### To be done
The line holding "const pageSize = ref('10')" is the last one to output; start at the first line of the data, keep every line in between exactly, and leave out pictures.

### Dataset section

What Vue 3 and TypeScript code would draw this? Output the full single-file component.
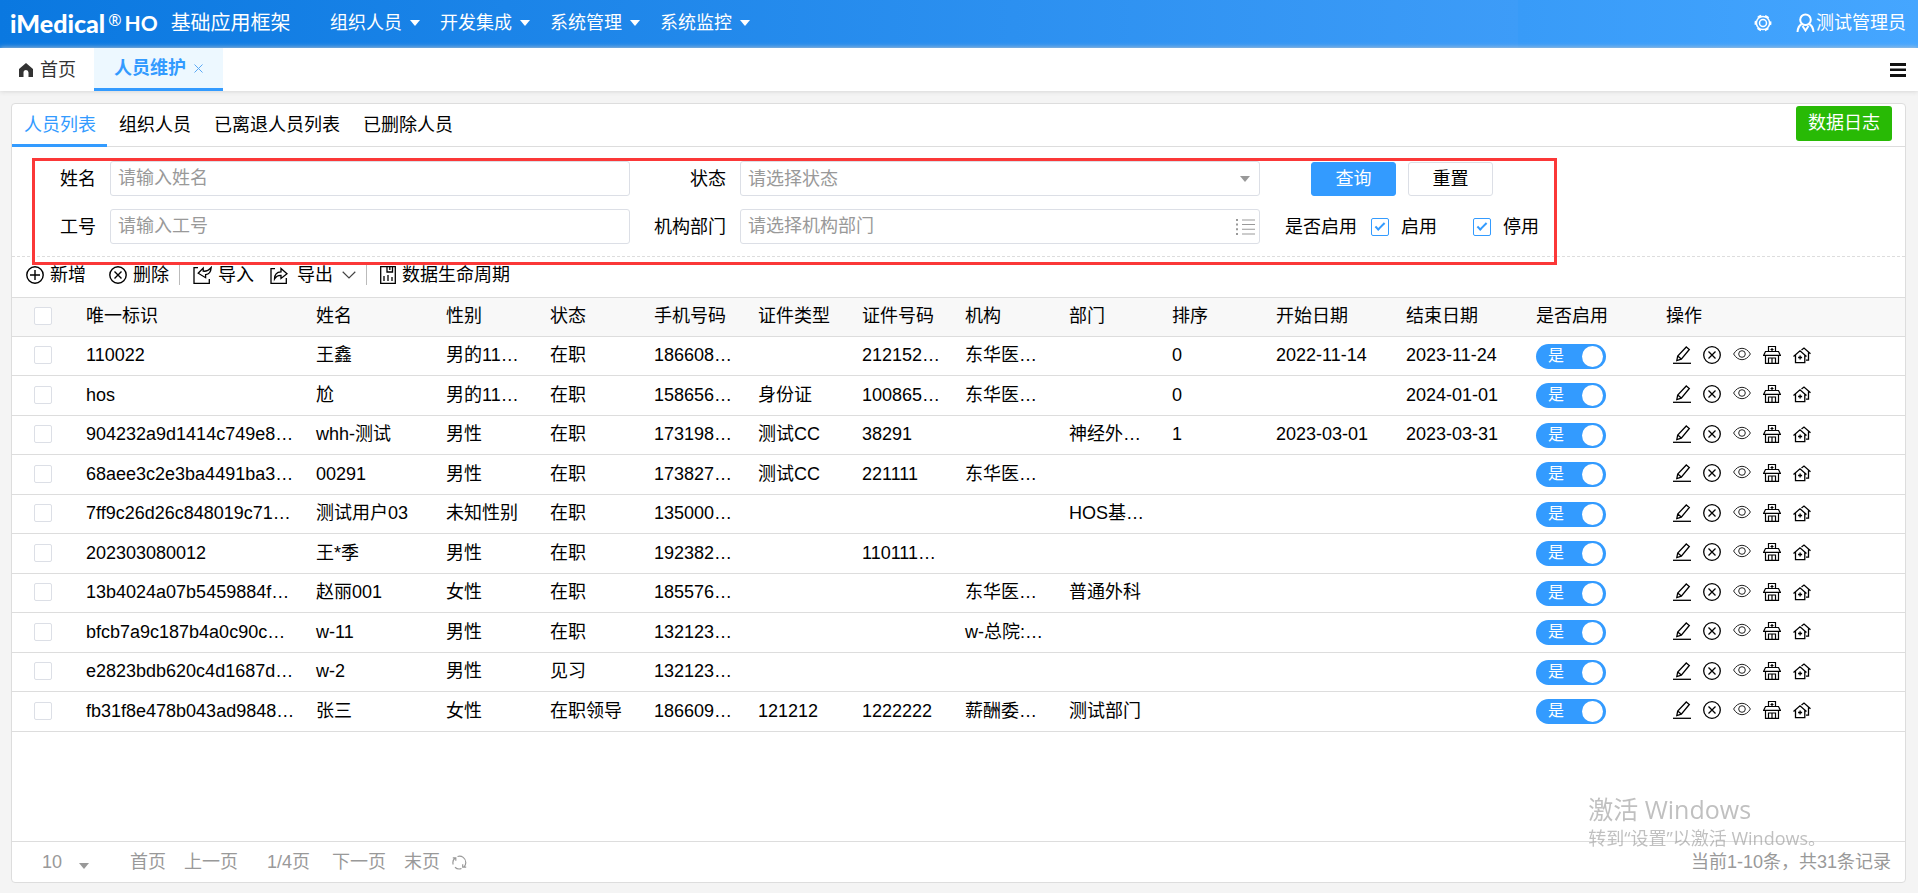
<script setup lang="ts">
import { reactive, ref } from 'vue'

interface Person {
  id: string
  name: string
  gender: string
  status: string
  phone: string
  certType: string
  certNo: string
  org: string
  dept: string
  sort: string
  start: string
  end: string
  enabled: boolean
}

const menus: string[] = ['组织人员', '开发集成', '系统管理', '系统监控']
const subTabs: string[] = ['人员列表', '组织人员', '已离退人员列表', '已删除人员']
const activeSub = ref(0)

const query = reactive({ name: '', status: '', code: '', dept: '', on: true, off: true })
const pageSize = ref('10')

const headers: string[] = [
  '唯一标识', '姓名', '性别', '状态', '手机号码', '证件类型', '证件号码',
  '机构', '部门', '排序', '开始日期', '结束日期', '是否启用', '操作',
]
const textKeys = [
  'id', 'name', 'gender', 'status', 'phone', 'certType', 'certNo',
  'org', 'dept', 'sort', 'start', 'end',
] as const

const source: string[][] = [
  ['110022', '王鑫', '男的11…', '在职', '186608…', '', '212152…', '东华医…', '', '0', '2022-11-14', '2023-11-24'],
  ['hos', '尬', '男的11…', '在职', '158656…', '身份证', '100865…', '东华医…', '', '0', '', '2024-01-01'],
  ['904232a9d1414c749e8…', 'whh-测试', '男性', '在职', '173198…', '测试CC', '38291', '', '神经外…', '1', '2023-03-01', '2023-03-31'],
  ['68aee3c2e3ba4491ba3…', '00291', '男性', '在职', '173827…', '测试CC', '221111', '东华医…', '', '', '', ''],
  ['7ff9c26d26c848019c71…', '测试用户03', '未知性别', '在职', '135000…', '', '', '', 'HOS基…', '', '', ''],
  ['202303080012', '王*季', '男性', '在职', '192382…', '', '110111…', '', '', '', '', ''],
  ['13b4024a07b5459884f…', '赵丽001', '女性', '在职', '185576…', '', '', '东华医…', '普通外科', '', '', ''],
  ['bfcb7a9c187b4a0c90c…', 'w-11', '男性', '在职', '132123…', '', '', 'w-总院:…', '', '', '', ''],
  ['e2823bdb620c4d1687d…', 'w-2', '男性', '见习', '132123…', '', '', '', '', '', '', ''],
  ['fb31f8e478b043ad9848…', '张三', '女性', '在职领导', '186609…', '121212', '1222222', '薪酬委…', '测试部门', '', '', ''],
]

const people = reactive<Person[]>(
  source.map((cells) => {
    const person = { enabled: true } as Person
    textKeys.forEach((key, i) => { person[key] = cells[i] })
    return person
  }),
)
</script>

<template>
  <div class="app">
    <header class="topbar">
      <div class="brand">
        <span class="logo">iMedical</span><sup class="reg">®</sup><span class="ho">HO</span>
        <span class="product">基础应用框架</span>
      </div>
      <nav class="menus">
        <button v-for="m in menus" :key="m" type="button" class="menu">{{ m }}<i class="caret"></i></button>
      </nav>
      <div class="account">
        <button type="button" class="plain" aria-label="设置">
          <svg width="18" height="18" viewBox="0 0 18 18" fill="none" stroke="#fff">
            <circle cx="9" cy="9" r="6.600" stroke-width="1.500" />
            <circle cx="9" cy="9" r="7.600" stroke-width="1.700" stroke-dasharray="4 3.960" stroke-dashoffset="2" />
            <circle cx="9" cy="9" r="3.500" stroke-width="1.500" />
          </svg>
        </button>
        <button type="button" class="plain user">
          <svg width="19" height="20" viewBox="0 0 19 20" fill="none" stroke="#fff" stroke-width="2">
            <circle cx="9.500" cy="6.800" r="5.300" />
            <path d="M5.800 11C3 12.500 1.800 15.500 1.500 19M13.200 11c2.800 1.500 4 4.500 4.300 8M6.500 13l3 4.500 3-4.500" />
          </svg>
          <span>测试管理员</span>
        </button>
      </div>
    </header>

    <div class="pagetabs">
      <a href="#" class="home">
        <svg width="14" height="14" viewBox="0 0 14 14"><path d="M7 0 14 6v8H9.500V9.500a2.500 2.500 0 0 0-5 0V14H0V6z" fill="#333" /></svg>
        首页
      </a>
      <div class="opened">
        <a href="#">人员维护</a>
        <button type="button" class="plain" aria-label="关闭">
          <svg width="9" height="9" viewBox="0 0 9 9" stroke="#5aa9f5" stroke-width="1"><path d="M.5.5l8 8M8.500.5l-8 8" /></svg>
        </button>
      </div>
      <button type="button" class="plain burger" aria-label="菜单">
        <svg width="16" height="14" viewBox="0 0 16 14" fill="#111"><path d="M0 0h16v3H0zM0 5.500h16v2.500H0zM0 11h16v3H0z" /></svg>
      </button>
    </div>

    <main class="panel">
      <div class="subtabs">
        <button
          v-for="(t, i) in subTabs" :key="t" type="button" class="subtab"
          :class="{ active: i === activeSub }" @click="activeSub = i"
        >{{ t }}</button>
        <button type="button" class="log">数据日志</button>
      </div>

      <form class="search" @submit.prevent>
        <div class="fields">
          <label for="f-name">姓名</label>
          <input id="f-name" v-model="query.name" class="box" type="text" placeholder="请输入姓名">
          <label for="f-status">状态</label>
          <div class="combo">
            <select id="f-status" v-model="query.status" class="box">
              <option value="">请选择状态</option>
              <option value="on">在职</option>
            </select>
            <i class="caret gray"></i>
          </div>
          <div class="buttons">
            <button type="submit" class="btn primary">查询</button>
            <button type="reset" class="btn">重置</button>
          </div>

          <label for="f-code">工号</label>
          <input id="f-code" v-model="query.code" class="box" type="text" placeholder="请输入工号">
          <label for="f-dept">机构部门</label>
          <div class="combo">
            <input id="f-dept" v-model="query.dept" class="box" type="text" placeholder="请选择机构部门">
            <svg class="list" width="20" height="16" viewBox="0 0 20 16" fill="#999">
              <path d="M0 0h2v2H0zM0 4.600h2v2H0zM0 9.200h2v2H0zM0 14h2v2H0zM6 .5h13v1H6zM6 5h13v1H6zM6 9.700h13v1H6zM6 14.500h13v1H6z" />
            </svg>
          </div>
          <div class="checks">
            <span class="caption">是否启用</span>
            <label class="check"><input v-model="query.on" type="checkbox" class="tick">启用</label>
            <label class="check"><input v-model="query.off" type="checkbox" class="tick">停用</label>
          </div>
        </div>
      </form>

      <div class="toolbar">
        <button type="button" class="tool">
          <svg width="18" height="18" viewBox="0 0 18 18" fill="none" stroke="#000" stroke-width="1.400"><circle cx="9" cy="9" r="8.200" /><path d="M9 4v10M4 9h10" /></svg>
          新增
        </button>
        <button type="button" class="tool del">
          <svg width="18" height="18" viewBox="0 0 18 18" fill="none" stroke="#000" stroke-width="1.400"><circle cx="9" cy="9" r="8.200" /><path d="M5.500 5.500l7 7M12.500 5.500l-7 7" /></svg>
          删除
        </button>
        <i class="sep"></i>
        <button type="button" class="tool">
          <svg width="19" height="18" viewBox="0 0 19 18" fill="none" stroke="#000" stroke-width="1.300">
            <path d="M5 1.700H1v15.600h15.300V13" />
            <path d="M18.200 1.500c-.3 4.500-2.200 6.800-5.600 7.200v3L5.200 7.200l5-5.200v3.200c3 .3 5.600-.8 8-3.700z" />
          </svg>
          导入
        </button>
        <button type="button" class="tool out">
          <svg width="18" height="18" viewBox="0 0 18 18" fill="none" stroke="#000" stroke-width="1.300">
            <path d="M5 2.700H1v14.600h15.300V12" />
            <path d="M4.500 13c0-5 2.500-7 6.500-7.200V2.500l6 5.200-6 4.800V9.300C8 9.200 6 10.300 4.500 13z" />
          </svg>
          <span>导出</span>
          <svg width="14" height="8" viewBox="0 0 14 8" fill="none" stroke="#444" stroke-width="1.200"><path d="M.7.8 7 7 13.300.8" /></svg>
        </button>
        <i class="sep"></i>
        <button type="button" class="tool">
          <svg width="16" height="18" viewBox="0 0 16 18" fill="none" stroke="#000" stroke-width="1.300">
            <path d="M.7.7h14.600v16.600H.7zM4 15v-5M8 15V9M12 15v-4M7 1v5h5.500V1M9.800 1v3" />
          </svg>
          数据生命周期
        </button>
      </div>

      <div class="grid">
        <table>
          <colgroup>
            <col class="c-tick"><col class="c-id"><col class="c-wide">
            <col v-for="n in 4" :key="'a' + n" class="c-mid"><col class="c-slim">
            <col class="c-mid"><col class="c-slim"><col class="c-mid">
            <col v-for="n in 3" :key="'b' + n" class="c-wide"><col>
          </colgroup>
          <thead>
            <tr>
              <th class="first"><input type="checkbox" class="tick" aria-label="全选"></th>
              <th v-for="h in headers" :key="h" scope="col">{{ h }}</th>
            </tr>
          </thead>
          <tbody>
            <tr v-for="p in people" :key="p.id">
              <td class="first"><input type="checkbox" class="tick" :aria-label="'选择 ' + p.name"></td>
              <td v-for="k in textKeys" :key="k">{{ p[k] }}</td>
              <td class="tall">
                <label class="switch">
                  <input v-model="p.enabled" type="checkbox" :aria-label="'是否启用 ' + p.name">
                  <span>{{ p.enabled ? '是' : '否' }}</span>
                </label>
              </td>
              <td class="tall">
                <div class="ops">
                  <button type="button" class="plain" aria-label="编辑">
                    <svg width="18" height="18" viewBox="0 0 18 18" fill="none" stroke="#000" stroke-width="1.300"><path d="M0 17.300h18" /><path d="M13.300 1l3 2.500-8 9.600-4.500 1.500.9-4.600zM4.700 10l3.600 3.100" /></svg>
                  </button>
                  <button type="button" class="plain" aria-label="删除">
                    <svg width="18" height="18" viewBox="0 0 18 18" fill="none" stroke="#000" stroke-width="1.300"><circle cx="9" cy="9" r="8.300" /><path d="M5.500 5.500l7 7M12.500 5.500l-7 7" /></svg>
                  </button>
                  <button type="button" class="plain" aria-label="查看">
                    <svg width="18" height="18" viewBox="0 0 18 18" fill="none" stroke="#222"><path d="M.6 8C5 .4 13 .4 17.400 8 13 15.600 5 15.600.6 8z" /><circle cx="9" cy="8" r="3.300" /></svg>
                  </button>
                  <button type="button" class="plain" aria-label="机构">
                    <svg width="18" height="18" viewBox="0 0 18 18" fill="none" stroke="#000" stroke-width="1.200"><path d="M5.500 5.500v-5h7v5M9 2v3M7.500 3.500h3M2.500 5.500h13l1.900 3.900H.6zM2.500 9.500v7.900h13V9.500M5.500 17v-5h7v5M9 12v5" /></svg>
                  </button>
                  <button type="button" class="plain" aria-label="家庭">
                    <svg width="18" height="18" viewBox="0 0 18 18" fill="none" stroke="#000" stroke-width="1.300"><path d="M.5 10.500 7 4.800l6.500 5.700M2.500 9.200v7.500h9.300V9.200M7.100 9.500v4M5.100 11.500h4M8.500 4l2.500-2 6.500 5.700M15.500 6.500v7.700H13" /></svg>
                  </button>
                </div>
              </td>
            </tr>
          </tbody>
        </table>
      </div>

      <footer class="pager">
        <div class="size">
          <select v-model="pageSize" aria-label="每页条数"><option>10</option><option>20</option></select>
          <i class="caret gray"></i>
        </div>
        <a href="#" class="p-first">首页</a>
        <a href="#" class="p-prev">上一页</a>
        <span class="p-now">1/4页</span>
        <a href="#" class="p-next">下一页</a>
        <a href="#" class="p-last">末页</a>
        <button type="button" class="plain" aria-label="刷新">
          <svg width="15" height="15" viewBox="0 0 15 15" fill="none" stroke="#999" stroke-width="1.200"><path d="M1.200 9.500A6.300 6.300 0 0 1 3 3M5.500 1.500a6.300 6.300 0 0 1 8.300 6M12 12a6.300 6.300 0 0 0 1.800-4.500M9.500 13.500a6.300 6.300 0 0 1-6.500-1.200M.8 2.800h3v3M14.200 12.200h-3.500v-3" /></svg>
        </button>
        <span class="total">当前1-10条，共31条记录</span>
      </footer>
    </main>

    <aside class="activate">
      <p class="big">激活 Windows</p>
      <p>转到“设置”以激活 Windows。</p>
    </aside>
  </div>
</template>

<style>
body {
  background: #f4f4f4;
}
</style>

<style scoped>
.app {
  display: flex;
  flex-direction: column;
  min-height: 100vh;
  font: 18px/24px "Liberation Sans", "Noto Sans CJK SC", sans-serif;
  color: #000;
  white-space: nowrap;
}
*,
*::before,
*::after {
  box-sizing: border-box;
}
button,
input,
select {
  font: inherit;
  color: inherit;
  margin: 0;
  padding: 0;
}
button {
  border: 0;
  background: none;
}
a {
  color: inherit;
  text-decoration: none;
}
svg {
  display: block;
  flex: none;
}
.plain {
  display: flex;
  align-items: center;
}
.caret {
  flex: none;
  border: 5px solid transparent;
  border-top: 6px solid #fff;
  border-bottom: 0;
}
.caret.gray {
  border-top-color: #999;
}

.topbar {
  display: flex;
  align-items: center;
  height: 48px;
  padding: 0 12px 2px 10px;
  color: #fff;
  background: linear-gradient(90deg, #0a78e0 0, #3d9cf8 1518px, #389bf8 1518px, #45a6ff 100%);
}
.brand {
  display: flex;
  align-items: center;
  width: 320px;
}
.logo {
  font: 900 25px/28px Lato, sans-serif;
}
.reg {
  margin: 0 3px 6px;
  font: 16px/20px "Noto Sans", sans-serif;
}
.ho {
  font: 700 21px/24px Lato, sans-serif;
}
.product {
  margin-left: 13px;
  font-size: 20px;
}
.menus {
  display: flex;
  gap: 20px;
}
.menu {
  display: flex;
  align-items: center;
  gap: 8px;
}
.account {
  display: flex;
  align-items: center;
  gap: 24px;
  margin-left: auto;
}
.user {
  gap: 1px;
}

.pagetabs {
  position: relative;
  display: flex;
  align-items: center;
  height: 43px;
  padding-right: 12px;
  background: #fff;
  box-shadow: 0 0 5px #ccc;
}
.home {
  display: flex;
  align-items: center;
  gap: 7px;
  width: 94px;
  padding-left: 19px;
  color: #333;
}
.opened {
  display: flex;
  align-items: center;
  align-self: stretch;
  gap: 8px;
  padding: 0 20px;
  border-bottom: 3px solid #339bff;
  background: #edf8ff;
  color: #339bff;
  font-weight: 700;
}
.burger {
  margin-left: auto;
}

.panel {
  display: flex;
  flex: 1;
  flex-direction: column;
  margin: 12px 12px 10px 11px;
  border: 1px solid #ddd;
  border-radius: 4px;
  background: #fff;
}
.subtabs {
  display: flex;
  align-items: center;
  height: 43px;
  padding-right: 13px;
  border-bottom: 1px solid #ddd;
}
.subtab {
  height: 43px;
  padding: 2px 11px 0 12px;
  border-bottom: 3px solid transparent;
}
.subtab.active {
  border-color: #339bff;
  color: #339bff;
}
.log {
  height: 35px;
  margin: 0 0 4px auto;
  padding: 0 12px;
  border-radius: 3px;
  background: #28ba05;
  color: #fff;
}

.search {
  padding: 14px 0 12px;
  border-bottom: 1px dashed #ddd;
}
.fields {
  position: relative;
  display: grid;
  grid-template-columns: 98px minmax(0, 1fr) 110px minmax(0, 1fr) 297px;
  row-gap: 13px;
  align-items: center;
  max-width: 1545px;
}
.fields::after {
  content: "";
  position: absolute;
  inset: -3px 0 -21px 20px;
  border: 3px solid #fb3838;
  pointer-events: none;
}
.fields > label {
  padding-right: 14px;
  text-align: right;
}
.box {
  display: block;
  width: 100%;
  height: 35px;
  padding: 0 7px;
  border: 1px solid #dcdfe6;
  border-radius: 3px;
  background: #fff;
  appearance: none;
  outline: 0;
}
.box::placeholder,
select.box {
  color: #999;
}
.combo {
  position: relative;
}
.combo .caret {
  position: absolute;
  top: 15px;
  right: 10px;
}
.list {
  position: absolute;
  top: 10px;
  right: 4px;
}
.buttons {
  display: flex;
  gap: 12px;
  padding-left: 51px;
}
.btn {
  width: 85px;
  height: 34px;
  border: 1px solid #dcdfe6;
  border-radius: 3px;
}
.primary {
  border-color: #339bff;
  background: #339bff;
  color: #fff;
}
.checks,
.check {
  display: flex;
  align-items: center;
}
.checks {
  padding-left: 25px;
}
.caption {
  flex: none;
  width: 86px;
}
.check {
  flex: none;
  gap: 12px;
}
.check + .check {
  margin-left: 36px;
}
.tick {
  display: grid;
  place-items: center;
  flex: none;
  width: 18px;
  height: 18px;
  border: 1px solid #dcdfe6;
  border-radius: 2px;
  background: #fff;
  appearance: none;
}
.tick:checked {
  border-color: #339bff;
}
.tick:checked::after {
  content: "";
  width: 10px;
  height: 5px;
  margin-bottom: 3px;
  border: solid #339bff;
  border-width: 0 0 2px 2px;
  transform: rotate(-45deg);
}

.toolbar {
  display: flex;
  align-items: center;
  height: 40px;
  padding: 0 14px 4px;
}
.tool {
  display: flex;
  align-items: center;
  gap: 6px;
}
.del {
  margin-left: 23px;
}
.out {
  gap: 9px;
  margin-left: 16px;
}
.sep {
  width: 1px;
  height: 20px;
  margin: 0 13px 0 10px;
  background: #bbb;
}

.grid {
  flex: 1;
  border-top: 1px solid #ddd;
  overflow: hidden;
}
table {
  width: 100%;
  border-spacing: 0;
  table-layout: fixed;
}
th,
td {
  height: 39px;
  padding: 0 0 2px 10px;
  border-bottom: 1px solid #ddd;
  text-align: left;
  font-weight: inherit;
}
th {
  background: #f8f8f8;
}
tbody tr:nth-child(even) td {
  height: 40px;
}
.first {
  padding-left: 22px;
}
.tall {
  padding-bottom: 0;
}
.c-tick {
  width: 64px;
}
.c-id {
  width: 230px;
}
.c-wide {
  width: 130px;
}
.c-mid {
  width: 104px;
}
.c-slim {
  width: 103px;
}
.switch {
  position: relative;
  display: block;
  width: 70px;
  height: 25px;
}
.switch input {
  width: 70px;
  height: 25px;
  border-radius: 13px;
  background: #bbb;
  appearance: none;
  display: flex;
  align-items: center;
  padding: 0 3px;
}
.switch input:checked {
  justify-content: flex-end;
  background: #339bff;
}
.switch input::after {
  content: "";
  width: 21px;
  height: 21px;
  border-radius: 50%;
  background: #fff;
}
.switch span {
  position: absolute;
  top: 0;
  left: 12px;
  color: #fff;
  font-size: 16px;
  pointer-events: none;
}
.ops {
  display: flex;
  gap: 12px;
  padding: 0 0 3px 7px;
}

.pager {
  display: flex;
  align-items: center;
  height: 41px;
  padding: 0 14px 0 30px;
  border-top: 1px solid #ddd;
  color: #999;
}
.size {
  display: flex;
  align-items: center;
  width: 88px;
}
.size select {
  width: 37px;
  border: 0;
  background: none;
  appearance: none;
}
.size .caret {
  margin-top: 8px;
}
.p-first,
.p-next {
  margin-right: 18px;
}
.p-prev {
  margin-right: 29px;
}
.p-now {
  margin-right: 22px;
}
.p-last {
  margin-right: 12px;
}
.total {
  margin-left: auto;
}

.activate {
  position: fixed;
  right: 92px;
  bottom: 43px;
  color: rgba(150, 150, 150, 0.6);
  font: 18px/24px "Open Sans", "Noto Sans CJK SC", sans-serif;
  pointer-events: none;
}
.activate p {
  margin: 0;
}
.activate .big {
  font-size: 25px;
  line-height: 34px;
}
</style>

### Answer below
What Vue 3 and TypeScript code would draw this? Output the full single-file component.
<script setup lang="ts">
import { reactive, ref } from 'vue'

interface Person {
  id: string
  name: string
  gender: string
  status: string
  phone: string
  certType: string
  certNo: string
  org: string
  dept: string
  sort: string
  start: string
  end: string
  enabled: boolean
}

const menus: string[] = ['组织人员', '开发集成', '系统管理', '系统监控']
const subTabs: string[] = ['人员列表', '组织人员', '已离退人员列表', '已删除人员']
const activeSub = ref(0)

const query = reactive({ name: '', status: '', code: '', dept: '', on: true, off: true })
const pageSize = ref('10')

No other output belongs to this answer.